The Unsung Medium: Ivory and Jade
- Ivory as Sacred Offering: The tons of elephant tusks found in every pit represent a staggering investment. Ivory, likely symbolizing strength, purity, and a connection to the powerful natural world, was a primary sacrificial commodity. Its placement formed the foundational layer of the ritual deposits.
- Jade Zhang Blades and Cong Tubes: While distinct from Liangzhu-style cong, the jades at Sanxingdui show a reverence for this stone’s eternal, linking quality. The long, blade-like zhang scepters, some over 1.5 meters long, were symbols of ritual authority, not weapons.

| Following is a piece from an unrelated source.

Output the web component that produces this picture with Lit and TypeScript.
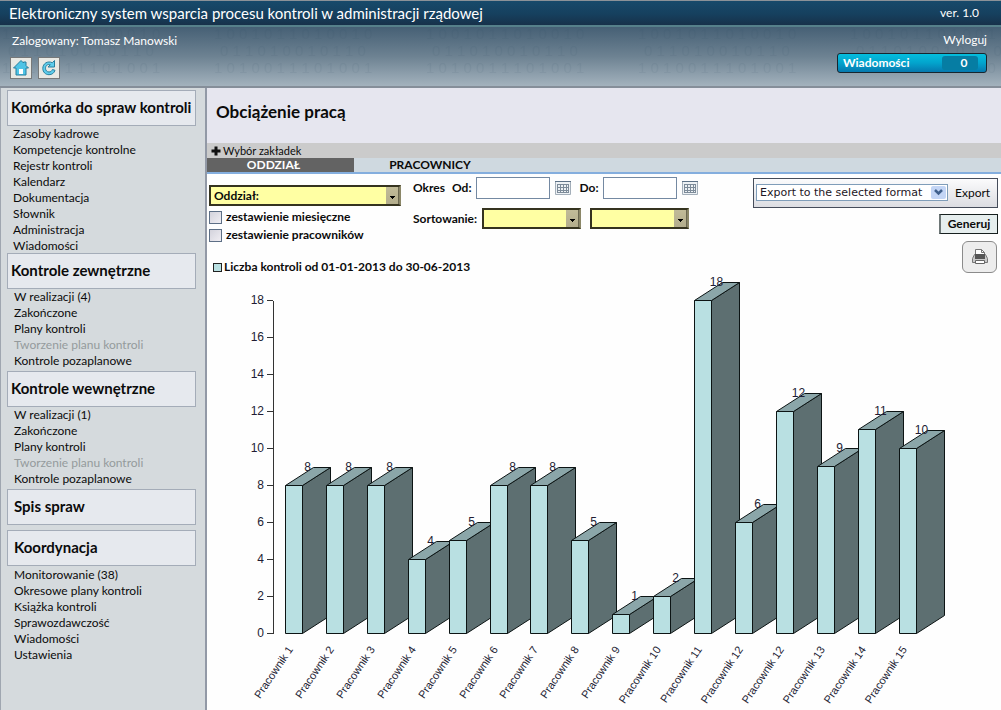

The Unanswered Questions: Fuel for Endless Fascination
The new excavations provide data, not a decoder ring. The fundamental mysteries persist, deepening their allure.
- Why Was It All Buried? Was it a ritual decommissioning of a temple’s sacred objects? A response to a catastrophic political or natural event? The "burning and breaking" points to a planned, ceremonial termination.
- Where Are the Texts? The absence of any writing system—in stark contrast to the inscription-obsessed Shang—is deafening. Their history, names of gods, and rituals are silent, communicated only through form and material.
- What Was the Ritual Performance? The newly reconstructed bronze altar with masked figures and the multi-part sculptures suggest tableaus of worship. Were priests wearing these bronze masks? Did the giant tree stand in a temple, around which ceremonies unfolded before its deliberate burial?
Sanxingdui forces a reevaluation of China’s Bronze Age. It was not a monolithic cultural sphere but a constellation of distinct, sophisticated civilizations interacting and influencing each other. The Shu people of Sanxingdui channeled their wealth and creativity not into expansive inscriptions of royal lineage, but into a breathtaking material liturgy—a permanent, physical prayer cast in bronze, wrapped in gold, and founded on ivory. Each new find from the clay of Sichuan is not just an artifact recovered; it is a voice from a chorus we are only just beginning to hear, speaking a language of ritual power and artistic sublime that continues to captivate the modern imagination. The pits are not graves; they are time capsules, deliberately sealed, waiting for an age that could finally appreciate their otherworldly message.